由于我们缺乏对于艺术真诚的投入,对内容本质的把握,在商业时代为谋求名利双收,我们的艺术便极其愿意退而求其次,越发讲究形式的创新,以此弥补我们精神苍白的千疮百孔,来吸引人的眼目,赢得票房。在我们的艺术舞台上,便可以看到越来越多的这样标榜的所谓创新之作。
最能说明问题的是电影《梅兰芳》,它将处于五四新文化运动之中的中国京剧的变革蜻蜓点水而过,迅速转化为梅兰芳和孟小冬的恋情风波,更主要的是它将那场关于京剧改革的斗争简单化为梅兰芳的新潮时装戏《一缕麻》和十三燕(其实是谭鑫培)的传统老戏之争,简化并扭曲了那个新旧交替时代里京剧变革的意义,造成了对于京剧变革出路的误解,以艺术的新旧之争,将艺术真正变革的意义偷梁换柱。
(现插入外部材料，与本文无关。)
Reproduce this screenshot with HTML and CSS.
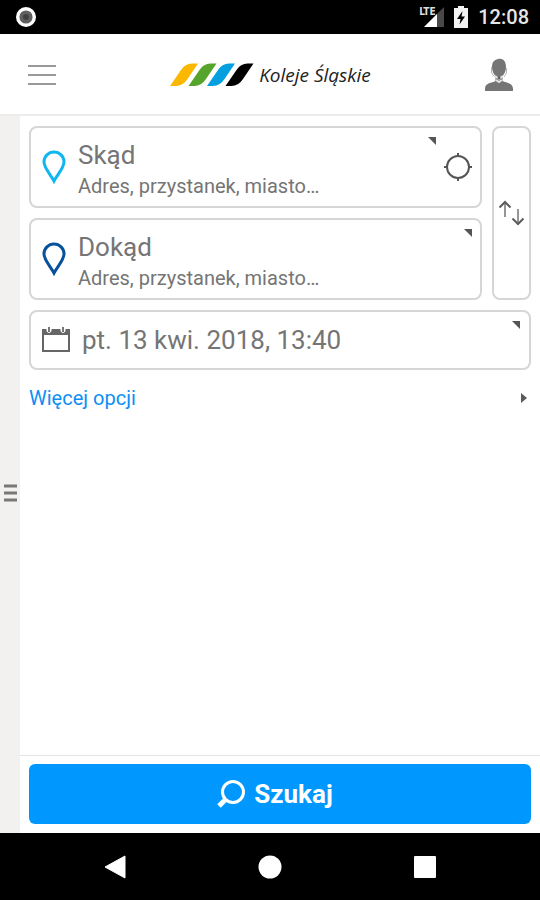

而如今更是变本加厉,盛行大制作,以为是创新的必不可少之举。舞台上流行跨界导演,如借用奥运会和残奥会上的舞蹈导演来导演京剧,阵容强大,制作豪华,光是铜雀台盛景、火烧赤壁壮观、草船借箭梦幻这几处布景装置,就足够金碧辉煌,真有点儿不惜千金买宝刀,貂裘换酒也堪豪的劲头。这是近年来戏剧革新都要唱的前奏曲,都以为借助于高科技制造的花红柳绿,就可以达到艺术创新的目的。如此改写艺术创新的本质和意义,更是远离五四的精神。
中国当代艺术取得的成就有目共睹,在纪念五四运动90周年的今天,我们应该不满足现状,正视现实,反思我们距五四到底走出了多远的路,还有多远的路要走。
记得前几年曾经在贝尔格莱德一家展览馆前看到过这样一条标语:“文化在一个国家的位置是一个情人的角色。”这是一条有意思的标语,我不太明白他们的艺术家在这条标语中表达的真实意思,是反讽,还是认同?我们的文化与艺术在我们的国家中应该是什么角色,却是明确的,是自五四以来一直在不断探求和努力的。我们当然不应该把我们的文化艺术仅仅作为一个情人的角色。